Comment as-tu réagi au discours de Nicolas Sarkozy à Dakar ? J'étais un peu triste. Quoiqu'on dise, le Sénégal est lié à la France. Si on parle Français là-bas, c'est grâce aux tirailleurs, il faut s'en rappeler. Combien sont morts en 1914 ? Combien en 1945 ? Les gens ont donné leur sang pour la liberté, parce qu'ils croyaient en la démocratie. De Gaulle avait dit à nos anciens : "Venez vous battre avec moi et vous aurez les mêmes droits que nous". Mais cette promesse est bafouée. Faut pas croire, les gens préféreraient être chez eux. Tu pars quand tu n'as pas le choix.
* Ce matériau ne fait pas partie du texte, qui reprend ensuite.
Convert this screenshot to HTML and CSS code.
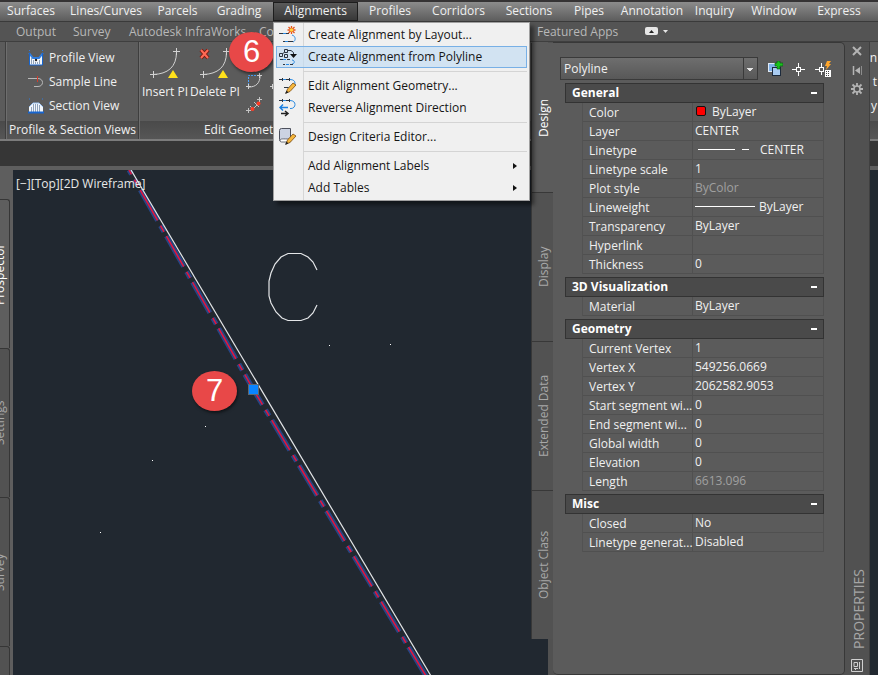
FILE: index.html
```html
<!DOCTYPE html>
<html lang="en">
<head>
<meta charset="utf-8">
<title>Civil 3D</title>
<link rel="stylesheet" href="styles.css">
</head>
<body>
<nav class="menubar" aria-label="Menu bar">
  <button>Surfaces</button>
  <button>Lines/Curves</button>
  <button>Parcels</button>
  <button>Grading</button>
  <div class="menu-host">
    <button class="open" aria-expanded="true">Alignments</button>
    <div class="dropdown" role="menu">
      <button role="menuitem"><svg viewBox="0 0 18 18"><path class="dk" d="M0 7.500h4M7 7.500h3"/><path class="bl" d="M4 7.500h3M13 9c4 1 4 6 1 7"/><path class="dk" d="M4 15.500h2M9 15.500h5"/><path class="bl" d="M6 15.500h3"/><path d="M12.500 0v8M8.500 4h8M9.500 1l6 6M15.500 1l-6 6" stroke="#e8541b" stroke-width="1.300" fill="none"/><circle cx="12.500" cy="4" r="1.800" fill="#ffd23c"/></svg><span>Create Alignment by Layout...</span></button>
      <button role="menuitem" class="hot"><svg viewBox="0 0 18 18"><g class="dk"><path d="M.5 5.500h3v3h-3zM5.500 1.500h3v3h-3zM5.500 6.500h3v3h-3z"/><path d="M3.500 6l2-2M9 2.500h3l2.500 2v3"/></g><path d="M11 6h7l-3.500 4z" fill="#111"/><path class="bl" d="M4 11.500h3M13 12c3 0 3 4 0 4M7 16.500h3"/><path class="dk" d="M1 11.500h3M8 11.500h3M4 16.500h2M11 16.500h3"/></svg><span>Create Alignment from Polyline</span></button>
      <hr>
      <button role="menuitem"><svg viewBox="0 0 18 18"><path class="dk" d="M0 2.500h3M3.500 1v3M7 2.500h3M10.500 1v3"/><path class="bl" d="M4 2.500h3M11 2.500c7 0 6 7 1 8H9"/><path class="dk" d="M5 10.500h4"/><path d="M7 16l1.500-4L14 6l3 2-6 6.500z" fill="#f6b73c" stroke="#7a4a12" stroke-width=".8"/><path d="M6 17l1.500-3.500 2 2z" fill="#222"/></svg><span>Edit Alignment Geometry...</span></button>
      <button role="menuitem"><svg viewBox="0 0 18 18"><path class="dk" d="M0 1.500h3M3.500 0v3M7 1.500h3M10.500 0v3"/><path class="bl" d="M4 1.500h3M11 1.500c7 0 6 8 1 8h-1"/><path d="M9 8.500H1M4 5.500l-3 3 3 3" fill="none" stroke="#1b7fe0" stroke-width="1.500"/><path d="M2 14.500h6M6 12l3 2.500L6 17" fill="none" stroke="#222" stroke-width="1.500"/></svg><span>Reverse Alignment Direction</span></button>
      <hr>
      <button role="menuitem"><svg viewBox="0 0 18 18"><path d="M2.500.500h9v13h-9a2 2 0 0 1-2-2v-9a2 2 0 0 1 2-2z" fill="#ccd3e2" stroke="#4c505c"/><path d="M1 12c1-1.500 2-1 10.500-1v3H3c-1 0-2 0-2-2z" fill="#fff" stroke="#4c505c" stroke-width=".8"/><path d="M7 16l1.500-4L14 6l3 2-6 6.500z" fill="#f6b73c" stroke="#7a4a12" stroke-width=".8"/><path d="M6 17l1.500-3.500 2 2z" fill="#222"/></svg><span>Design Criteria Editor...</span></button>
      <hr>
      <button role="menuitem"><i></i><span>Add Alignment Labels</span><b></b></button>
      <button role="menuitem"><i></i><span>Add Tables</span><b></b></button>
    </div>
  </div>
  <button>Profiles</button>
  <button>Corridors</button>
  <button>Sections</button>
  <button>Pipes</button>
  <button>Annotation</button>
  <button>Inquiry</button>
  <button>Window</button>
  <button>Express</button>
</nav>

<nav class="tabs" aria-label="Ribbon tabs">
  <a href="#">Output</a>
  <a href="#">Survey</a>
  <a href="#">Autodesk InfraWorks</a>
  <a href="#">Co</a>
  <a href="#">Featured Apps</a>
  <button class="minimize" aria-label="Minimize ribbon"><svg viewBox="0 0 24 9"><rect width="13" height="8" rx="2" fill="#e6e6e6"/><path d="M4 6l2.500-3L9 6z" fill="#222"/><path d="M18 3h5l-2.500 3z" fill="#e6e6e6"/></svg></button>
</nav>

<section class="ribbon">
  <div class="panel sliver"><div class="tools"></div><div class="title"></div></div>
  <div class="panel views">
    <div class="tools">
      <button><svg viewBox="0 0 16 16"><path d="M1 3v12h14V3l-4 5H5z" fill="#f2f6fb"/><path d="M1 3l4 5h6l4-5" fill="none" stroke="#2f7de0" stroke-width="2"/><path d="M1.500 3v12h13V3" fill="none" stroke="#1765cf"/><path d="M3.500 8v6M5.500 10v4M7.500 12v2M9.500 12v2M11.500 10v4" stroke="#8fa3bb"/><circle cx="8" cy="10" r="1.200" fill="#222"/><path d="M1 .500h1M14 .500h1" stroke="#2f7de0"/></svg>Profile View</button>
      <button><svg viewBox="0 0 16 16"><path d="M0 4.500h10c6 0 6 8 0 8H6" fill="none" stroke="#b9b9b9"/><path d="M9.500 2v6" stroke="#d33b2c"/></svg>Sample Line</button>
      <button><svg viewBox="0 0 16 16"><path d="M1 14V9l4-4h6l4 4v5z" fill="#f2f6fb"/><path d="M1 9l4-4h6l4 4" fill="none" stroke="#9cc4f3"/><path d="M3.500 9v5M5.500 6v8M7.500 6v8M9.500 6v8M11.500 7v7" stroke="#8fa3bb"/><path d="M0 14.500h16" stroke="#1765cf" stroke-width="2"/><path d="M1 1h1M14 1h1" stroke="#2f7de0"/></svg>Section View</button>
    </div>
    <div class="title">Profile &amp; Section Views</div>
  </div>
  <div class="panel edit">
    <div class="tools">
      <button class="big"><svg viewBox="0 0 32 32"><g fill="none" stroke="#d2d2d2"><path d="M4 26.500C19 26 27.500 19 27.500 4M1 26.500h7M4.500 23v7M24 3.500h7M27.500 0v7"/></g><path d="M24 22l5 8H19z" fill="#ffe11a"/></svg>Insert PI</button>
      <button class="big"><svg viewBox="0 0 32 32"><g fill="none" stroke="#d2d2d2"><path d="M4 26.500C19 26 27.500 19 27.500 4M1 26.500h7M4.500 23v7M24 3.500h7M27.500 0v7"/></g><path d="M24 22l5 8H19z" fill="#ffe11a"/><path d="M2 2l7 8M9 2l-7 8" stroke="#7a1a12" stroke-width="4"/><path d="M2 2l7 8M9 2l-7 8" stroke="#ff6a55" stroke-width="2"/></svg>Delete PI</button>
      <div class="small">
        <button aria-label="Curve"><svg viewBox="0 0 16 16"><path d="M2.500 12V2.500H11" fill="none" stroke="#4da3ff" stroke-dasharray="2 1"/><path d="M3 14c7 0 11-4 11-11M0 13.500h5M2.500 11v5M11 2.500h5M13.500 0v5" fill="none" stroke="#d2d2d2"/></svg></button>
        <button aria-label="Tangent"><svg viewBox="0 0 16 16"><path d="M0 13.500h5M2.500 11v5M11 2.500h5M13.500 0v5M4 9l4 4M8 5l5 5M7 12l5-5" fill="none" stroke="#c4c4c4"/><circle cx="6.500" cy="12" r="2" fill="#ff3b24"/><circle cx="12.500" cy="6.500" r="2" fill="#ff3b24"/></svg></button>
      </div>
      <div class="small">
        <button aria-label="Reverse curve"><svg viewBox="0 0 16 16"><path d="M0 13.500h5M2.500 11v5" fill="none" stroke="#d2d2d2"/></svg></button>
      </div>
    </div>
    <div class="title">Edit Geometry</div>
  </div>
  <div class="panel rest">
    <div class="tools"><span>n</span><span>t</span><span>y</span></div>
    <div class="title"></div>
  </div>
</section>
<div class="dock"></div>

<main class="work">
  <div class="toolspace">
    <button class="on">Prospector</button>
    <button>Settings</button>
    <button>Survey</button>
    <button aria-label="Toolbox"></button>
  </div>
  <div class="canvas">
    <svg class="drawing" aria-label="Drawing">
      <g transform="translate(-13 -170)">
        <g fill="none">
          <path class="halo" d="M129 170L253 389L426 676"/>
          <path class="center" d="M129 170L253 389L426 676"/>
          <path d="M131 170L431 676" stroke="#e4e6e8" stroke-width="1.200"/>
          <path d="M317 270l-4-8-5-5-7-3.500h-13l-7 3.500-6 7-4 9-2 8v15l2 7 5 9 6 6 6 2.500h13l7-2.500 5-5 4-8" stroke="#e4e6e8" stroke-width="1.200"/>
        </g>
        <path d="M329 345h1v1h-1zM390 344h1v1h-1zM205 426h1v1h-1zM152 460h1v1h-1zM100 532h1v1h-1z" fill="#fff"/>
        <rect x="248.500" y="384.500" width="10" height="10" fill="#0a84ff" stroke="#5f6870"/>
      </g>
    </svg>
    <div class="view-label">[−][Top][2D Wireframe]</div>
    <div class="callout seven">7</div>
  </div>
</main>
<div class="callout six">6</div>

<aside class="palette">
  <div class="side-tabs">
    <button class="on">Design</button>
    <button>Display</button>
    <button>Extended Data</button>
    <button>Object Class</button>
  </div>
  <div class="sheet">
    <div class="pick">
      <select aria-label="Object type"><option>Polyline</option></select>
      <button aria-label="Toggle PICKADD"><svg viewBox="0 0 16 16"><rect x="1.500" y="2.500" width="8" height="8" fill="#7fb0e8" stroke="#dfe9f5"/><rect x="5.500" y="6.500" width="8" height="8" fill="#a9ccf2" stroke="#1c2a3c"/><path d="M10 0h3v2h3v3h-3v3h-3V5H8V2h2z" fill="#19c21d" stroke="#0c4d10" stroke-width=".6"/></svg></button>
      <button aria-label="Select objects"><svg viewBox="0 0 16 16"><path d="M7.500 2v4M7.500 11v4M1 8.500h4M10 8.500h4" stroke="#fff"/><rect x="5.500" y="6.500" width="4" height="4" fill="none" stroke="#fff"/></svg></button>
      <button aria-label="Quick select"><svg viewBox="0 0 16 16"><path d="M6.500 2v4M6.500 11v3M0 8.500h4" stroke="#fff"/><rect x="4.500" y="6.500" width="4" height="4" fill="none" stroke="#fff"/><path d="M12 0h4l-2 3h2l-5 6 1-4h-2z" fill="#ffa62b"/><rect x="10" y="9" width="6" height="7" fill="#fff"/><path d="M11 10.500h4M11 12.500h4M11 14.500h4" stroke="#444" stroke-dasharray="1 1"/></svg></button>
    </div>
    <section class="group">
      <button class="head">General<b></b></button>
      <table>
        <tr><th>Color</th><td><i class="swatch"></i>ByLayer</td></tr>
        <tr><th>Layer</th><td>CENTER</td></tr>
        <tr><th>Linetype</th><td><i class="long"></i><i class="short"></i>CENTER</td></tr>
        <tr><th>Linetype scale</th><td>1</td></tr>
        <tr><th>Plot style</th><td class="off">ByColor</td></tr>
        <tr><th>Lineweight</th><td><i class="weight"></i>ByLayer</td></tr>
        <tr><th>Transparency</th><td>ByLayer</td></tr>
        <tr><th>Hyperlink</th><td></td></tr>
        <tr><th>Thickness</th><td>0</td></tr>
      </table>
    </section>
    <section class="group">
      <button class="head">3D Visualization<b></b></button>
      <table>
        <tr><th>Material</th><td>ByLayer</td></tr>
      </table>
    </section>
    <section class="group">
      <button class="head">Geometry<b></b></button>
      <table>
        <tr><th>Current Vertex</th><td>1</td></tr>
        <tr><th>Vertex X</th><td>549256.0669</td></tr>
        <tr><th>Vertex Y</th><td>2062582.9053</td></tr>
        <tr><th>Start segment wi...</th><td>0</td></tr>
        <tr><th>End segment wi...</th><td>0</td></tr>
        <tr><th>Global width</th><td>0</td></tr>
        <tr><th>Elevation</th><td>0</td></tr>
        <tr><th>Length</th><td class="off">6613.096</td></tr>
      </table>
    </section>
    <section class="group">
      <button class="head">Misc<b></b></button>
      <table>
        <tr><th>Closed</th><td>No</td></tr>
        <tr><th>Linetype generat...</th><td>Disabled</td></tr>
      </table>
    </section>
  </div>
  <div class="grip">
    <button aria-label="Close"><svg viewBox="0 0 12 12"><path d="M2 2l8 8M10 2l-8 8" stroke="#b4b4b4" stroke-width="2"/></svg></button>
    <button aria-label="Auto-hide"><svg viewBox="0 0 12 12"><path d="M2.500 2v9" stroke="#b4b4b4" stroke-width="1.500"/><path d="M4 6.500L9 3v7z" fill="#b4b4b4"/><path d="M10.500 2v9" stroke="#8c8c8c"/></svg></button>
    <button aria-label="Palette options"><svg viewBox="0 0 12 12"><path d="M6 0v12M0 6h12M1.500 1.500l9 9M10.500 1.500l-9 9" stroke="#b4b4b4" stroke-width="1.800"/><circle cx="6" cy="6" r="3" fill="#505050" stroke="#b4b4b4" stroke-width="1.500"/></svg></button>
    <span>PROPERTIES</span>
    <svg viewBox="0 0 12 14"><path d="M.5.500h11v12H.5zM3 3.500h3.500v4H3zM3 9.500h4M8.500 3v7M4.500 9v2" fill="none" stroke="#d0d0d0"/></svg>
  </div>
</aside>
</body>
</html>
```
FILE: styles.css
```css
* { box-sizing: border-box; }

body {
  margin: 0;
  height: 100vh;
  overflow: hidden;
  position: relative;
  display: flex;
  flex-direction: column;
  background: #363636;
  color: #f0f0f0;
  font: 12px/16px "Open Sans", "Noto Sans", sans-serif;
}

button {
  margin: 0;
  padding: 0;
  border: 0;
  background: none;
  color: inherit;
  font: inherit;
  white-space: nowrap;
}

a { color: inherit; text-decoration: none; white-space: nowrap; }
svg { display: block; flex: none; }

/* menu bar */
.menubar {
  flex: none;
  height: 22px;
  display: grid;
  grid-template-columns: 62px 88px 55px 68px 85px 64px 73px 68px 52px 74px 51px 68px 62px;
  border-top: 2px solid #353334;
  border-bottom: 1px solid #3a3a3a;
  background: linear-gradient(#8c8c8c, #5c5c5c);
}
.menubar > button, .menu-host > button { height: 19px; padding-bottom: 1px; }
.menu-host { position: relative; z-index: 5; }
.menu-host > .open {
  width: 100%;
  border: 1px solid #1d1d1d;
  background: linear-gradient(#5a5a5a, #383838);
}

.dropdown {
  position: absolute;
  top: 20px;
  left: 0;
  width: 257px;
  padding: 1px 2px;
  display: flex;
  flex-direction: column;
  border: 1px solid #a0a0a0;
  background: linear-gradient(90deg, #f0f0f0 29px, #d6d6d6 29px, #d6d6d6 30px, #f0f0f0 30px);
  box-shadow: 4px 4px 4px rgba(0, 0, 0, .45);
  color: #161616;
}
.dropdown button {
  height: 22px;
  padding: 0 9px 0 2px;
  display: flex;
  align-items: center;
  border: 1px solid transparent;
  text-align: left;
}
.dropdown .hot { border-color: #78b0e6; background: rgba(190, 219, 243, .6); }
.dropdown svg, .dropdown i { width: 18px; height: 18px; flex: none; }
.dropdown span { flex: 1; padding-left: 11px; }
.dropdown b { border: 3px solid transparent; border-left: 4px solid #111; border-right: 0; }
.dropdown hr { width: 224px; height: 1px; margin: 3px 0 3px auto; border: 0; background: #d4d4d4; }
.dk { fill: none; stroke: #2c3440; }
.bl { fill: none; stroke: #2b8ae0; }

/* ribbon */
.tabs {
  flex: none;
  height: 20px;
  display: grid;
  grid-template-columns: 57px 56px 130px 278px 108px auto;
  padding-left: 16px;
  align-items: center;
  background: #545454;
  border-bottom: 1px solid #3f3f3f;
  color: #b8b8b8;
}
.minimize svg { width: 24px; height: 9px; }

.ribbon { flex: none; height: 99px; display: flex; border-bottom: 2px solid #7c7c7c; background: #5b5b5b; }
.panel { display: flex; flex-direction: column; border-right: 1px solid #3e3e3e; }
.panel .tools { flex: 1; }
.panel .title {
  height: 18px;
  line-height: 18px;
  background: linear-gradient(#4a4a4a, #565656);
  text-align: center;
}
.sliver { width: 6px; }
.views { width: 133px; border-left: 1px solid #6e6e6e; }
.views .tools { display: flex; flex-direction: column; padding: 4px 0 0 21px; }
.views button { height: 24px; display: flex; align-items: center; gap: 5px; }
.views svg { width: 16px; height: 16px; }
.edit { width: 210px; border-left: 1px solid #6e6e6e; }
.edit .tools { display: flex; padding: 6px 0 0; }
.big { width: 50px; display: flex; flex-direction: column; align-items: center; gap: 4px; }
.big svg { width: 32px; height: 32px; }
.small { display: flex; flex-direction: column; gap: 8px; padding: 25px 2px 0 6px; }
.small svg { width: 16px; height: 16px; }
.rest { flex: 1; border: 0; }
.rest .tools { display: flex; flex-direction: column; gap: 8px; align-items: flex-end; padding: 8px 1px 0 0; }
.dock { flex: none; height: 25px; background: #363636; }

/* drawing area */
.work { flex: 1; min-height: 0; display: flex; border-top: 4px solid #5e5e5e; background: #5e5e5e; }
.toolspace { width: 10px; margin: 29px 3px 0 0; overflow: hidden; display: flex; flex-direction: column; align-items: flex-end; }
.toolspace button {
  flex: none;
  width: 19px;
  height: 149px;
  writing-mode: vertical-rl;
  transform: rotate(180deg);
  border: 1px solid #363636;
  border-right: 0;
  border-top: 0;
  border-radius: 0 0 0 3px;
  background: #525252;
  color: #a8a8a8;
}
.toolspace .on { background: #5e5e5e; color: #fff; }
.canvas { flex: 1; position: relative; background: #212830; overflow: hidden; }
.drawing { width: 100%; height: 100%; }
.halo { stroke: #274684; stroke-width: 5; stroke-dasharray: 35 6 7 5; stroke-dashoffset: 30; }
.center { stroke: #e8143c; stroke-width: 1.5; stroke-dasharray: 35 6 7 5; stroke-dashoffset: 30; }
.view-label { position: absolute; left: 3px; top: 6px; color: #e8e8e8; }

.callout {
  position: absolute;
  width: 45px;
  height: 40px;
  border-radius: 50%;
  background: #e84848;
  box-shadow: 1px 2px 3px rgba(0, 0, 0, .5);
  color: #fff;
  font: 31px/40px "Liberation Sans", sans-serif;
  text-align: center;
}
.six { left: 229px; top: 32px; }
.seven { left: 179px; top: 201px; }

/* properties palette */
.palette { position: absolute; top: 42px; right: 8px; bottom: 0; width: 339px; display: flex; background: linear-gradient(90deg, transparent 17px, #515151 17px); }
.side-tabs { width: 22px; padding-top: 1px; display: flex; flex-direction: column; }
.side-tabs button {
  height: 149px;
  padding-right: 2px;
  writing-mode: vertical-rl;
  transform: rotate(180deg);
  border: 1px solid #383838;
  border-left: 0;
  border-top: 0;
  background: #525252;
  color: #a8a8a8;
}
.side-tabs .on { border-bottom: 0; background: #5b5b5b; color: #fff; }
.sheet {
  flex: 1;
  padding: 14px 20px 0 12px;
  border: 1px solid #383838;
  border-left: 0;
  border-radius: 0 5px 5px 5px;
  background: #5b5b5b;
}
.pick { display: flex; align-items: center; gap: 8px; margin-left: -5px; margin-right: -7px; height: 23px; }
.pick select {
  flex: 1;
  height: 23px;
  margin-right: 1px;
  padding: 0 3px;
  appearance: none;
  border: 1px solid #3a3a3a;
  border-radius: 0;
  color: #f0f0f0;
  font: inherit;
  background:
    conic-gradient(from 315deg at 50% 100%, #e6e6e6 0, #e6e6e6 90deg, transparent 0) right 3px top 10px / 8px 4px no-repeat,
    linear-gradient(#3a3a3a, #3a3a3a) right 13px top / 1px 100% no-repeat,
    linear-gradient(#6e6e6e, #585858);
}
.pick svg { width: 16px; height: 16px; }
.group { margin-top: 3px; }
.head {
  width: 100%;
  height: 20px;
  padding: 0 6px;
  display: flex;
  align-items: center;
  justify-content: space-between;
  border: 1px solid #333;
  background: #4a4a4a;
  color: #fff;
  font-weight: bold;
}
.head b { width: 6px; height: 2px; background: #fff; }
table { width: calc(100% - 17px); margin-left: 17px; border-collapse: separate; border-spacing: 0; table-layout: fixed; border-left: 1px solid #525252; }
th, td { height: 19px; padding: 0; border-bottom: 1px solid #505050; border-right: 1px solid #505050; text-align: left; font-weight: normal; white-space: nowrap; line-height: 16px; }
th { width: 110px; padding: 1px 0 0 6px; }
td { padding-left: 2px; padding-bottom: 1px; }
.off { color: #a0a0a0; }
td i { display: inline-block; vertical-align: middle; height: 1px; background: #fff; }
td .swatch { width: 10px; height: 10px; margin: 0 6px 2px 1px; border: 1px solid #111; border-radius: 2px; background: #f00; }
td .long { width: 37px; margin: 0 7px 2px 3px; }
td .short { width: 7px; margin: 0 11px 2px 0; }
td .weight { width: 60px; margin: 0 4px 2px 0; }

.grip { width: 25px; padding: 3px 0 2px; display: flex; flex-direction: column; align-items: center; gap: 7px; border-right: 1px solid #404040; }
.grip button svg { width: 12px; height: 12px; }
.grip span { margin: auto 0 3px 4px; writing-mode: vertical-rl; transform: rotate(180deg); font-size: 14px; line-height: 20px; color: #a5a5a5; }
.grip > svg { width: 12px; height: 14px; }
```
Tiken Jah Fakoly est désormais indésirable au Sénégal, après ses propos contre le pouvoir. C'est triste. Après, ils nous parlent de démocratie. La démocratie commence par la liberté d'expression. Et puis si tu ne veux pas qu'on te critique, faut pas être dirigeant. Il y aura toujours des gens pour dire qu'ils ne sont pas d'accord, c'est humain. En plus, ce que dit Tiken est vrai. Beaucoup de dirigeants en Afrique, une fois au pouvoir, croient que tout est à eux. Il n'y a qu'en Afrique que tu vois des présidents pendant 30, 40 ans. Où est la démocratie ? Beaucoup de gens ont payé de leur vie leur dénonciation. Mais dénoncer ça, c'est le rôle-même de l'artiste. Fermer les yeux, ce n'est pas possible.
Tu es arrivé en France sous Mitterrand. Comment l'as-tu vue évoluer ? Le problème de la France, c'est qu'elle n'arrive pas vraiment à intégrer ses minorités. On ne choisit pas : on est né quelque part. Les descendants des Arabes qu'on appelle les Beurs, les juifs, les Africains qui sont nés ici sont Français. Sarkozy, ce qu'il oublie, c'est que ses ancêtres viennent de Hongrie. Pourtant, le peuple a eu l'esprit de l'élire à la présidence de la République. Le jour où la France réalisera que sa diversité c'est sa richesse… Comme ils ont su le prouver lors du Mondial en 1998 avec les Zidane et compagnie, et que tout le monde était en fête. J'aime cette France. Un autre exemple : qui aurait cru qu'un noir puisse être président des Etats-Unis ? Si Martin Luther King était vivant, il n'en croirait pas ses yeux. Je crois en la bonté du peuple. Ce sont ceux d'en haut qui nous rappellent nos origines, qui les stigmatisent.